Cómo me gustaría vivir en un mundo en que las explotadas no señalaran a otras explotadas, pero vivo en éste. Autoproclamarse algo aquí en el reino de España, es decir, abrazar identidades que fueron opresiones y hoy son liberadoras, —incluyendo la del monstruo, la bestia, la mora, la puta, la sudaka y otras fijadas por el sistema como un tatuaje sangrante en nuestros lomos- trae disciplinamiento. Causa —y lo entiendo— incomprensión también de parte de las que siguen tratando de caber dobladas en las cajitas del uniforme y la asimilación.
Cuando la perra está de moda, la perrafobia da un brinco. “Incluso nuestra gente nos quiere poner candados en la boca”, advertía Anzaldúa y ante ello proponía: “oye cómo ladra el lenguaje de la frontera”. Yo oigo ese ladrido todos los días, no se me olvida que alguna vez salté el charco y tuve un bozal. Tanto aprendimos de las perras de las que habla Tokischa —de las remuneradas y de las no remuneradas— y de las perras vagabundas de nuestros barrios pobres y periféricos, que hoy no trataríamos de bestias ni siquiera a otras bestias. Las crisis —no conocemos otra cosa— nos enseñaron reciprocidad. La figura emblemática de la hembra dispuesta, por un lado; violada y apaleada por otro, es hace mucho tiempo un espejo de ternura radical. Vernos en la otra nos hace fuertes contra la manada de los perros nazis. En su cuento Bestias, la chilena Arelis Uribe describe el encuentro entre una chica —que sola y borracha quiere llegar a casa— con una perra empotrada furtivamente por un pastor alemán. Sabemos que ese par de perras se irán caminando juntas, pero sin ninguna correa que las amarre.

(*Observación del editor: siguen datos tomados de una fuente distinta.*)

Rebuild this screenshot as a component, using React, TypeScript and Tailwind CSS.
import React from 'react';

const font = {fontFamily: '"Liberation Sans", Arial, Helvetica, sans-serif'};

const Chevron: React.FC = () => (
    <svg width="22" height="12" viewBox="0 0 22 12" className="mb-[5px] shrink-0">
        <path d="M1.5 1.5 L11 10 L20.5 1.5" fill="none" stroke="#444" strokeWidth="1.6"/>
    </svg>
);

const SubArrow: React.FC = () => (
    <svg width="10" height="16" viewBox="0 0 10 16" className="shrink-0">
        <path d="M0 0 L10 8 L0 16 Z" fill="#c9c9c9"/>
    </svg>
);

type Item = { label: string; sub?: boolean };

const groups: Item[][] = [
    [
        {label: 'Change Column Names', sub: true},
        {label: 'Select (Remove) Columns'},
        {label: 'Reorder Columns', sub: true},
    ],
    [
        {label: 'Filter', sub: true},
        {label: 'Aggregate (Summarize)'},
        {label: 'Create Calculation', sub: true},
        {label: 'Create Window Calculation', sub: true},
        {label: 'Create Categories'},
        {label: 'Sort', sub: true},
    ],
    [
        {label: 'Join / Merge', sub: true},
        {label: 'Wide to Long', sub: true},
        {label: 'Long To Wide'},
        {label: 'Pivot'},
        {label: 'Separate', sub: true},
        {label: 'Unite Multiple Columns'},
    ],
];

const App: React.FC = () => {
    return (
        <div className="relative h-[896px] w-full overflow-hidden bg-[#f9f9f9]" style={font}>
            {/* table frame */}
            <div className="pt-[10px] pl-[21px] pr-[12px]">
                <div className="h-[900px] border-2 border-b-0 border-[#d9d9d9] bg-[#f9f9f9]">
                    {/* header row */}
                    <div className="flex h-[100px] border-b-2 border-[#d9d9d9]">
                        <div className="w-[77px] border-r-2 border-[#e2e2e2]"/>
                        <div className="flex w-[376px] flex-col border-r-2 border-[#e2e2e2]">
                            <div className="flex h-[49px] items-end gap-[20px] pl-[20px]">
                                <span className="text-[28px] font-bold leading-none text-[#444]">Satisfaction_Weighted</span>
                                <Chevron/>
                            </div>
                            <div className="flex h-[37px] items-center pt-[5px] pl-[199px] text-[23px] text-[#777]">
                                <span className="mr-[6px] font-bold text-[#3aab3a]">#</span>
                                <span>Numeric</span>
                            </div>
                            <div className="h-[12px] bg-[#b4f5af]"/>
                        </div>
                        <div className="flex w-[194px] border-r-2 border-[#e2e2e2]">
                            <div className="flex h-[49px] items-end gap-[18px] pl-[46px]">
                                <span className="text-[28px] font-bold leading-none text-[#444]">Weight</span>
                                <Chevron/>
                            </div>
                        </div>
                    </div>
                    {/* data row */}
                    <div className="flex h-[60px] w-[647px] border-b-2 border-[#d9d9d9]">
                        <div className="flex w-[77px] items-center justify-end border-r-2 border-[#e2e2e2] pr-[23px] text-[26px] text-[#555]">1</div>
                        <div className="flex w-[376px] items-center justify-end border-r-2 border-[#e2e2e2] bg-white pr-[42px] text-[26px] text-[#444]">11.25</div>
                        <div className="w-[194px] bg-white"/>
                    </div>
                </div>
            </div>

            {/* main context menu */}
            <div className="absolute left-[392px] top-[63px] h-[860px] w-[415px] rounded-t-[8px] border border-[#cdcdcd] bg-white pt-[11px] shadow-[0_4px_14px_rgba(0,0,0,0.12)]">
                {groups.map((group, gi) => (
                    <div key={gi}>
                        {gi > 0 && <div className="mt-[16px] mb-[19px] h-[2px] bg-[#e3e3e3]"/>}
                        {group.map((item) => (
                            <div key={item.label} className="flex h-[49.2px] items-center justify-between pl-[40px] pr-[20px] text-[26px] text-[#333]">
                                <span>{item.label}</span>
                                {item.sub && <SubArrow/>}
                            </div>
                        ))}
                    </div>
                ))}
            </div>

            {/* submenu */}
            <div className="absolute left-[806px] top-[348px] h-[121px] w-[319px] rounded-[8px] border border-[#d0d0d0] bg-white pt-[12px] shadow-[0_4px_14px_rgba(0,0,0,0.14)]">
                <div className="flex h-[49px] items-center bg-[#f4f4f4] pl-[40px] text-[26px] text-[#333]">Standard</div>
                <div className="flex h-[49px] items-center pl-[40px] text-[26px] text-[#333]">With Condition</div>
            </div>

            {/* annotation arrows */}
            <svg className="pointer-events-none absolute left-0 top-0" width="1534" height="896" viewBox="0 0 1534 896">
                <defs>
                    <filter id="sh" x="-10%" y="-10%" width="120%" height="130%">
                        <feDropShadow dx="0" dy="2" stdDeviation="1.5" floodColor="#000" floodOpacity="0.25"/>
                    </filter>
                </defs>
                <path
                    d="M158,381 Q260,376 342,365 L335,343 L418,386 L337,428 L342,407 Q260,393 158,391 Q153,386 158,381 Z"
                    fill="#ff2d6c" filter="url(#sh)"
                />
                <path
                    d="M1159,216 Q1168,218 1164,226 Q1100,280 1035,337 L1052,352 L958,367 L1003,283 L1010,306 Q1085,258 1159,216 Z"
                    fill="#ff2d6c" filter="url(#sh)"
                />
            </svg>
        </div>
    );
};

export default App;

“Las mujeres podemos ser horribles”, dice uno de los personajes de Perras de reserva, libro de la mexicana Dahlia de la Cerda, que retrata varias “pinches perras” que remontan la violencia a su manera. La ecuatoriana María Fernanda Ampuero imaginó a una mujer salvándose de ser subastada gracias a la sangre de su lengua y a sus esfínteres brutalmente coordinados. No está escrito todo lo que es capaz de hacer una mujer para escapar de la violencia del macho. Pero está por escribirse.
Por eso, esta es una invitación a ser perras. A demostrar calentura y ojalá con la cajita registradora sonando enloquecida. No hagamos supremacías en el deseo. Y sobre todo, ¿qué haces hablando del mío? Seamos perras dentro y fuera de la cama, contra el Estado, ante el patrón y la patrona, en la calle y la frontera. Te invito a desoír los juicios conservadores de las nuevas libertarias. Y a salir, qué coño, reptando de la historia de la revolución sexual, de Foucault o de la libertad como privilegio. Quédense con sus teorías, que ya nosotras hacemos nuestras propias historias, sugiere la filósofa tucumana Carolina Meloni.
En los que Najat llama “pueblos en medio de la nada” brotan cada día semillas de revolución. A nuestras cachorras les enseñamos a respetar a las otras perras. Haga lo mismo. Llámenos como quiera, señora, pero con respeto. No me colonice usted también.